En Flandre, le rejet de l'Église catholique est encore plus appuyé, notamment puisque l’Église était beaucoup plus puissante en Flandre qu'en Belgique francophone. La crise des abus sexuels y a eu un retentissement beaucoup plus fort. De manière générale, la Belgique francophone montre davantage d'enthousiasme pour la venue du pape que la partie flamande.

L’accueil réservé à François pourrait-il être froid dans ces hauts lieux de la culture et de l’enseignement ?

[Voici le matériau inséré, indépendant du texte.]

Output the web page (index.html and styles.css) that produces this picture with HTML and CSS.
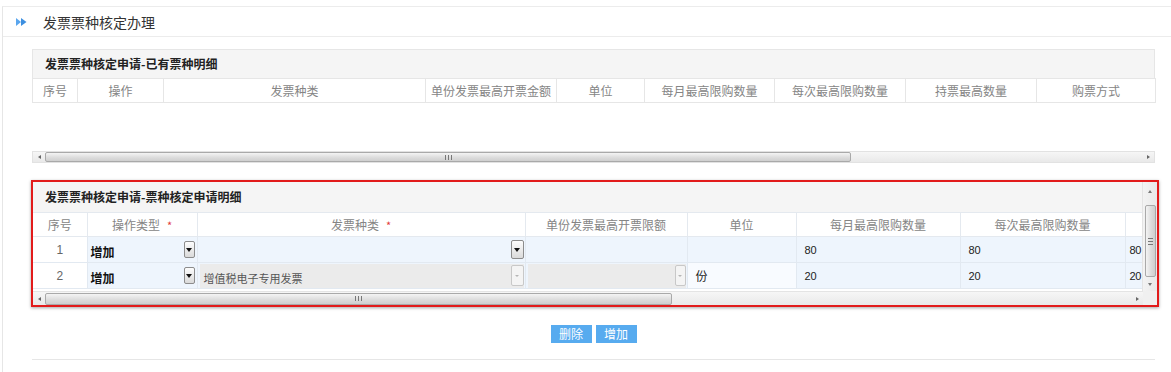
FILE: index.html
```html
<!DOCTYPE html>
<html lang="zh-CN">
<head>
    <meta charset="UTF-8">
    <title>发票票种核定办理</title>
    <link rel="stylesheet" href="styles.css">
</head>
<body>
<div class="page">
    <div class="title-bar">
        <svg viewBox="0 0 11 8"><polygon points="0,0 5,4 0,8" fill="#5aa6ee"/><polygon points="5,0 10.5,4 5,8" fill="#3d8fe0"/></svg>
        <h1>发票票种核定办理</h1>
    </div>

    <div class="content">
        <!-- existing ticket types -->
        <section class="panel">
            <div class="panel-head">发票票种核定申请-已有票种明细</div>
            <table class="grid">
                <colgroup>
                    <col style="width:45px"><col style="width:86px"><col style="width:262px"><col style="width:131px"><col style="width:88px"><col style="width:130px"><col style="width:131px"><col style="width:131px"><col style="width:119px">
                </colgroup>
                <thead>
                    <tr>
                        <th>序号</th><th>操作</th><th>发票种类</th><th>单份发票最高开票金额</th><th>单位</th><th>每月最高限购数量</th><th>每次最高限购数量</th><th>持票最高数量</th><th>购票方式</th>
                    </tr>
                </thead>
            </table>
            <div class="grid-empty"></div>
            <div class="hscroll">
                <span class="arr arr-left"></span>
                <div class="track"><div class="thumb thumb-wide"><span class="grip"></span></div></div>
                <span class="arr arr-right"></span>
            </div>
        </section>

        <!-- application detail -->
        <section class="box">
            <div class="box-main">
                <div class="box-body">
                    <div class="panel-head plain">发票票种核定申请-票种核定申请明细</div>
                    <table class="grid grid-edit">
                        <colgroup>
                            <col style="width:54px"><col style="width:110px"><col style="width:328px"><col style="width:162px"><col style="width:109px"><col style="width:164px"><col style="width:165px"><col style="width:18px">
                        </colgroup>
                        <thead>
                            <tr>
                                <th>序号</th>
                                <th>操作类型<span class="req">*</span></th>
                                <th>发票种类<span class="req">*</span></th>
                                <th>单份发票最高开票限额</th>
                                <th>单位</th>
                                <th>每月最高限购数量</th>
                                <th>每次最高限购数量</th>
                                <th></th>
                            </tr>
                        </thead>
                        <tbody>
                            <tr>
                                <td class="num">1</td>
                                <td class="pick"><div class="combo"><span class="val">增加</span><span class="dd"></span></div></td>
                                <td class="pick"><div class="combo wide"><span class="val"></span><span class="dd dd-big"></span></div></td>
                                <td></td>
                                <td></td>
                                <td>80</td>
                                <td>80</td>
                                <td class="cut">80</td>
                            </tr>
                            <tr>
                                <td class="num">2</td>
                                <td class="pick"><div class="combo"><span class="val">增加</span><span class="dd"></span></div></td>
                                <td class="pick"><div class="combo wide off"><span class="val">增值税电子专用发票</span><span class="dd dd-big"></span></div></td>
                                <td class="pick"><div class="combo wide off"><span class="val"></span><span class="dd dd-small"></span></div></td>
                                <td class="unit">份</td>
                                <td>20</td>
                                <td>20</td>
                                <td class="cut">20</td>
                            </tr>
                        </tbody>
                    </table>
                </div>
                <div class="vscroll">
                    <span class="arr arr-up"></span>
                    <div class="vthumb"><span class="vgrip"></span></div>
                    <span class="arr arr-down"></span>
                </div>
            </div>
            <div class="box-foot">
                <div class="hscroll">
                    <span class="arr arr-left"></span>
                    <div class="track"><div class="thumb thumb-short"><span class="grip"></span></div></div>
                    <span class="arr arr-right"></span>
                </div>
                <div class="corner"></div>
            </div>
        </section>

        <div class="actions">
            <button class="btn">删除</button>
            <button class="btn">增加</button>
        </div>
        <div class="foot-line"></div>
    </div>
</div>
</body>
</html>
```

FILE: styles.css
```css
body {
    margin: 0;
    font-family: "Noto Sans CJK SC", "Liberation Sans", sans-serif;
    font-size: 12px;
    color: #333;
    background: #fff;
}
.page {
    margin: 6px 0 0 2px;
    border-top: 1px solid #ececec;
    border-left: 1px solid #e6e6e6;
    height: 366px;
}
.title-bar {
    height: 29px;
    display: flex;
    align-items: center;
    padding-left: 13px;
    border-bottom: 1px solid #ececec;
}
.title-bar svg {
    width: 11px;
    height: 8px;
}
.title-bar h1 {
    margin: 0 0 0 16px;
    font-size: 14px;
    font-weight: normal;
    color: #333;
}
.content {
    padding: 12px 0 0 29px;
    width: 1123px;
}

/* panels */
.panel {
    width: 1123px;
}
.panel-head {
    height: 28px;
    line-height: 28px;
    padding-left: 12px;
    background: #f5f5f5;
    border: 1px solid #e6e6e6;
    border-bottom: none;
    font-weight: bold;
    color: #222;
}
.panel-head.plain {
    height: 30px;
    line-height: 30px;
    border: none;
}
.grid {
    border-collapse: collapse;
    table-layout: fixed;
    width: 1123px;
}
.grid th {
    height: 23px;
    padding: 0;
    font-weight: normal;
    color: #858585;
    border: 1px solid #e6e6e6;
    text-align: center;
    white-space: nowrap;
    overflow: hidden;
}
.grid-empty {
    height: 48px;
}
.req {
    color: #e23a3a;
    margin-left: 7px;
    font-size: 11px;
}

/* edit grid */
.box {
    width: 1128px;
    box-sizing: border-box;
    margin: 17px 0 0 -1px;
    border: 2px solid #e21b1b;
    box-shadow: 0 1px 3px rgba(0, 0, 0, 0.35);
}
.box-main {
    display: flex;
}
.box-body {
    width: 1110px;
    overflow: hidden;
}
.grid-edit {
    width: 1110px;
}
.grid-edit th {
    border-color: #e4e9ef;
}
.grid-edit th:first-child {
    border-left: none;
}
.grid-edit td {
    height: 25px;
    padding: 0 0 0 8px;
    background: #eef5fd;
    border: 1px solid #e2e9f1;
    font-family: "Liberation Sans", sans-serif;
    font-size: 11px;
    color: #222;
    white-space: nowrap;
    overflow: hidden;
}
.grid-edit td:first-child {
    border-left: none;
}
.grid-edit td.num {
    padding: 0;
    text-align: center;
    background: #fff;
    color: #666;
    font-size: 12px;
}
.grid-edit td.pick {
    padding: 0;
}
.grid-edit td.unit {
    background: #f8fbff;
    font-family: "Noto Sans CJK SC", sans-serif;
    font-size: 12px;
}
.grid-edit td.cut {
    padding-left: 4px;
    letter-spacing: -0.3px;
}
.combo {
    display: flex;
    align-items: center;
    justify-content: space-between;
    height: 25px;
    padding: 0 2px 0 3px;
}
.combo .val {
    padding-top: 4px;
    font-family: "Noto Sans CJK SC", sans-serif;
    font-size: 12px;
    font-weight: bold;
    color: #111;
}
.combo.wide {
    margin: 0 1px 0 2px;
    padding: 0 0 0 4px;
}
.combo.off {
    background: #ebebeb;
    height: 24px;
}
.combo.off .val {
    font-weight: normal;
    color: #555;
    font-size: 11px;
}
.dd {
    width: 11px;
    height: 17px;
    box-sizing: border-box;
    border: 1px solid #8c8c8c;
    border-radius: 2px;
    background: linear-gradient(#fdfdfd, #dadada);
    display: flex;
    align-items: center;
    justify-content: center;
}
.dd::after {
    content: "";
    border-left: 3px solid transparent;
    border-right: 3px solid transparent;
    border-top: 4px solid #111;
}
.dd-big {
    width: 13px;
    height: 19px;
}
.off .dd {
    border-color: #c8c8c8;
    background: #f4f4f4;
    height: 21px;
}
.off .dd::after {
    border-top-color: #b5b5b5;
    border-left-width: 2px;
    border-right-width: 2px;
    border-top-width: 2px;
}
.dd-small {
    width: 11px;
}

/* scrollbars */
.hscroll {
    display: flex;
    align-items: center;
    height: 12px;
    box-sizing: border-box;
    background: linear-gradient(#f6f6f6, #e9e9e9);
    border: 1px solid #e2e2e2;
}
.box-foot {
    display: flex;
}
.box-foot .hscroll {
    width: 1110px;
    height: 14px;
    border: none;
    border-top: 1px solid #e4e4e4;
}
.corner {
    width: 14px;
    background: #f0f0f0;
}
.track {
    flex: 1;
    display: flex;
    align-items: center;
}
.arr {
    width: 12px;
    display: flex;
    justify-content: center;
    align-items: center;
}
.arr::before {
    content: "";
    border: 2px solid transparent;
}
.arr-left::before {
    border-left: none;
    border-right: 3px solid #666;
}
.arr-right::before {
    border-right: none;
    border-left: 3px solid #666;
}
.arr-up,
.arr-down {
    width: 14px;
    height: 14px;
}
.arr-up::before {
    border-top: none;
    border-bottom: 3px solid #777;
}
.arr-down::before {
    border-bottom: none;
    border-top: 3px solid #777;
}
.thumb {
    height: 10px;
    box-sizing: border-box;
    border: 1px solid #a9a9a9;
    border-radius: 2px;
    background: linear-gradient(#f4f4f4, #dddddd 55%, #cfcfcf);
    display: flex;
    align-items: center;
    justify-content: center;
}
.thumb-wide {
    width: 806px;
}
.thumb-short {
    width: 627px;
    height: 12px;
}
.grip {
    width: 7px;
    height: 5px;
    background: repeating-linear-gradient(90deg, #777 0 1px, transparent 1px 3px);
}
.vscroll {
    width: 14px;
    background: linear-gradient(90deg, #f3f3f3, #e9e9e9);
    border-left: 1px solid #e4e4e4;
    display: flex;
    flex-direction: column;
    align-items: center;
    padding-top: 2px;
}
.vthumb {
    width: 11px;
    height: 72px;
    box-sizing: border-box;
    margin-top: 7px;
    border: 1px solid #a9a9a9;
    border-radius: 2px;
    background: linear-gradient(90deg, #f4f4f4, #dddddd 55%, #cfcfcf);
    display: flex;
    align-items: center;
    justify-content: center;
}
.vgrip {
    width: 5px;
    height: 7px;
    background: repeating-linear-gradient(#777 0 1px, transparent 1px 3px);
}

/* buttons */
.actions {
    display: flex;
    justify-content: center;
    gap: 4px;
    margin-top: 18px;
}
.btn {
    width: 41px;
    height: 18px;
    padding: 0;
    border: none;
    background: #57abef;
    color: #fff;
    font-family: "Noto Sans CJK SC", sans-serif;
    font-size: 12px;
    line-height: 18px;
}
.foot-line {
    margin-top: 16px;
    border-top: 1px solid #e6e6e6;
}
```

François est sans doute très conscient du terrain particulier dans lequel il va arriver et ce n’est pas un terrain très favorable. Il suffit de citer une anecdote : lors de la visite de Jean-Paul II en 1985, une étudiante avait prononcé un discours un peu critique notamment sur la position du pape polonais concernant la place des femmes et la théologie de la libération. La jeune fille s'était fait huer et avait été exclue de l'université par le recteur. Trente ans plus tard, on a presque le sentiment que c'est la rectrice de l’UCLouvain elle-même qui veut marquer ses désaccords et interpeler l’Église catholique. C’est un changement majeur. Jean-Paul II était accueilli en héros dans une université qui était encore très catholique. François arrive en Belgique dans un pays très sécularisé, et dans deux universités catholiques qui sont en questionnement par rapport à leur identité. Mais il est prévenu. Et je crois que l’on sera très attentifs à ses paroles.